Friday, 15 May 2009

As the storm clouds gather...

...and the future looks ever more uncertain, sometimes one stumbles across something that raises the spirits.
We could all learn, I think, from Archibald Clark-Kerr, 1st Baron Inverchapel.
As British Ambassador to Moscow in early 1943 he could be forgiven for feeling gloomy. Nevertheless he found time to write a letter to Reginald Herbert, 15th Earl of Pembroke and 12th Earl of Montgomery - a panjandrum of some note at the Foreign Office.
The world was falling around them, Hitler was still untamed and things looked decidedly bleak. Yet Archie, I feel, hit the spot:

God bless the Freedom of Information Act.

A remarkable sale...

The sale of a Victorian village at the Shambles Museum, Newent, Gloucestershire:
Some remarkable things there, from coffin handles to taxidermist's equipment. And the chance to place a bid online. The temptation is too much...

Monday, 11 May 2009

An alloyed success

I've always been a huge fan of the Open University. It's one of those legacies of the Wilson years that really seemed to catch the spirit of an age and to have gone on to make a truly positive long-term contribution to the country. Only a churl or some embittered whey-faced academic, too long in his ivory tower, could dare say anything nasty about such a cuddlesome concept.
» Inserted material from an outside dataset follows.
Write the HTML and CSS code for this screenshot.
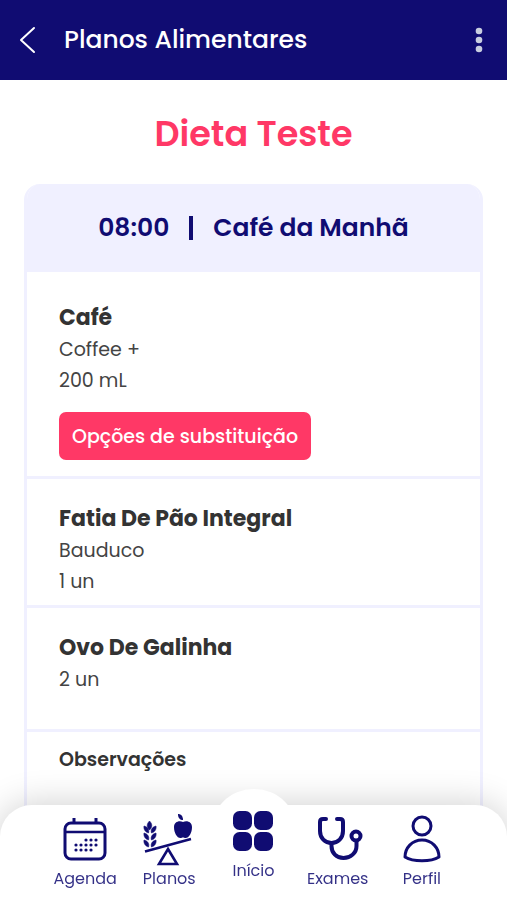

Then I enrolled as a student, one of the 180,000-odd people being churned through the machine. And now, three years into a history degree and nearing the end, I have to wonder if the OU really does cut the mustard as a 'proper' university.

From the start the OU has had an open entry policy - hence the name - whereby students' previous academic achievemnts (or the lack thereof) are not taken into account when enrolling for courses. For someone like me, who chucked away the chance to do a Botany degree many moons ago, that's probably irrelevant - a reasonable crop of A levels would have done the job regardless - but for many who left school without qualifications, the policy is the only key to the door of higher education.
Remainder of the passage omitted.